MATERIAL PROVIDED:
-*-*-
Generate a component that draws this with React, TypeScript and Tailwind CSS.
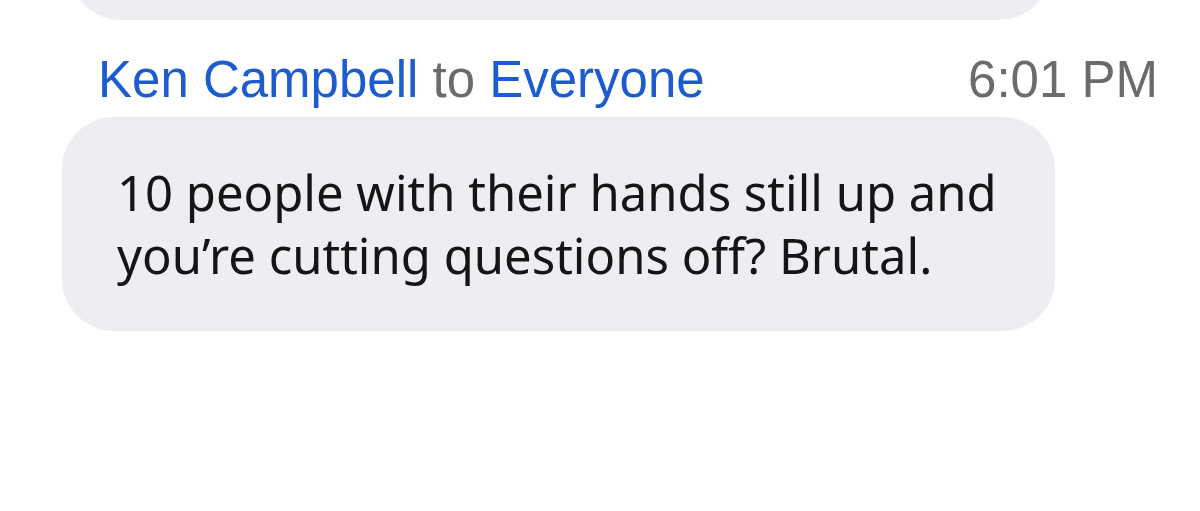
export default function App() {
  return (
    <div className="h-[511px] w-[1200px] overflow-hidden bg-white">
      <div className="ml-[70px] mt-[-60px] h-[80px] w-[980px] rounded-b-[50px] bg-[#eeeef2]" />
      <div className="flex items-baseline justify-between pl-[98px] pr-[42px] pt-[30px] font-['Liberation_Sans',Arial,sans-serif] text-[51px] leading-[60px]">
        <div>
          <span className="text-[#1c5ccf]">Ken Campbell</span>
          <span className="text-[#6b6b6b]"> to </span>
          <span className="text-[#1c5ccf]">Everyone</span>
        </div>
        <span className="text-[#6b6b6b]">6:01 PM</span>
      </div>
      <div className="ml-[62px] mt-[7px] w-[993px] rounded-[52px] bg-[#eeeef2] px-[55px] pb-[44px] pt-[44px] font-['Noto_Sans',sans-serif] text-[49px] leading-[63px] text-[#151515]">
        10 people with their hands still up and
        <br />
        you’re cutting questions off? Brutal.
      </div>
    </div>
  );
}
-*-*-
PROBLEM STATEMENT:
Quote the material exactly. Pictures stay out.

EXERCISE ANSWER:
Generate a component that draws this with React, TypeScript and Tailwind CSS.
export default function App() {
  return (
    <div className="h-[511px] w-[1200px] overflow-hidden bg-white">
      <div className="ml-[70px] mt-[-60px] h-[80px] w-[980px] rounded-b-[50px] bg-[#eeeef2]" />
      <div className="flex items-baseline justify-between pl-[98px] pr-[42px] pt-[30px] font-['Liberation_Sans',Arial,sans-serif] text-[51px] leading-[60px]">
        <div>
          <span className="text-[#1c5ccf]">Ken Campbell</span>
          <span className="text-[#6b6b6b]"> to </span>
          <span className="text-[#1c5ccf]">Everyone</span>
        </div>
        <span className="text-[#6b6b6b]">6:01 PM</span>
      </div>
      <div className="ml-[62px] mt-[7px] w-[993px] rounded-[52px] bg-[#eeeef2] px-[55px] pb-[44px] pt-[44px] font-['Noto_Sans',sans-serif] text-[49px] leading-[63px] text-[#151515]">
        10 people with their hands still up and
        <br />
        you’re cutting questions off? Brutal.
      </div>
    </div>
  );
}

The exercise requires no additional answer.